South Carolina Sen. Lindsey Graham easily won his Republican primary but won't know his November opponent until state officials finish a recount.
Engineer Bob Conley was nearly 1,000 votes ahead of attorney Michael Cone in the Democratic primary for the chance to run against Graham.
A recount, required because the margin of victory was so small, could begin as early as Friday but will likely take place Monday, said South Carolina Election Commission spokesman Chris Whitmire.
Graham, a one-term incumbent, cruised to an easy victory Tuesday over primary opponent Buddy Witherspoon, who slammed him for his work withon failed immigration reform.
Meanwhile, the stage was set for an expensive and closely watched Senate race in Maine as Democrat Tom Allen brushed aside his primary challenger and moved on to the November race against incumbent Sen. Susan Collins. She was unopposed in the Republican primary.

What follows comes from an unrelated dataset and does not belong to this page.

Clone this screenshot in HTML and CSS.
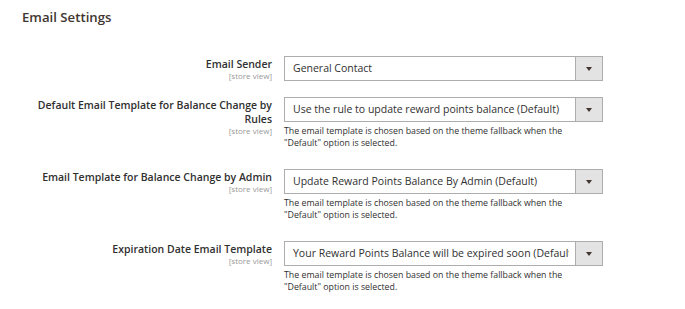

And in Virginia, a county official beat a former congresswoman in the bitter Democratic contest for the seat being vacated by retiring Republican U.S. Rep. Tom Davis.
In South Carolina, Graham won with about 67 percent of the vote compared with 33 percent for Witherspoon, a retired orthodontist and former Republican National Committee member who accused him of being too liberal.
"Principled compromise is the lifeblood of democracy and those who seek principled compromise to advance their state and their nation are doing what the voters want," Graham said in his victory speech.
Graham's immigration measure, which would have provided a path to citizenship, drew derision last year at the state GOP convention, and Cone and Conley both called the plan amnesty for illegal immigrants.
But Graham, an Air Force Reserve colonel who has served in Iraq, had name recognition and a huge financial advantage. McCain won the January primary in South Carolina and Graham used his endorsement in television ads.
Farther north, Democrats vied for the chance to pick up a seat in Virginia's 11th Congressional District, where Republican moderate Davis is retiring after nearly 14 years. He represents suburbs in and around the Capital Beltway, including much of Fairfax County, the wealthiest in the nation.
Gerry Connolly, chairman of the Fairfax County Board of Supervisors, won the four-way primary with about 56 percent of the vote. His nearest competitor was former Rep. Leslie Byrne, who held the seat for one term before losing it to Davis in the Republicans' 1994 takeover of Congress. She got about 34 percent of the vote.
In November, Connolly will face Republican Keith Fimian, a businessman making his first run for office.
Southern Maine's 1st District, where Allen is giving up his seat, featured a hotly contested six-way Democratic race and a two-way Republican contest.
Chellie Pingree, a former Senate majority leader, won the Democratic primary while Charlie Summers, a former state senator who recently returned from duty with the Navy in Iraq, won the Republican race.
And in Georgia, a political consultant defeated a national guardsman just back from a tour in Iraq in a runoff election to replace state Rep. Ron Sailor, who is facing prison time for money laundering. Dee Dawkins-Haigler had 54 percent of the vote, beating Malik Douglas.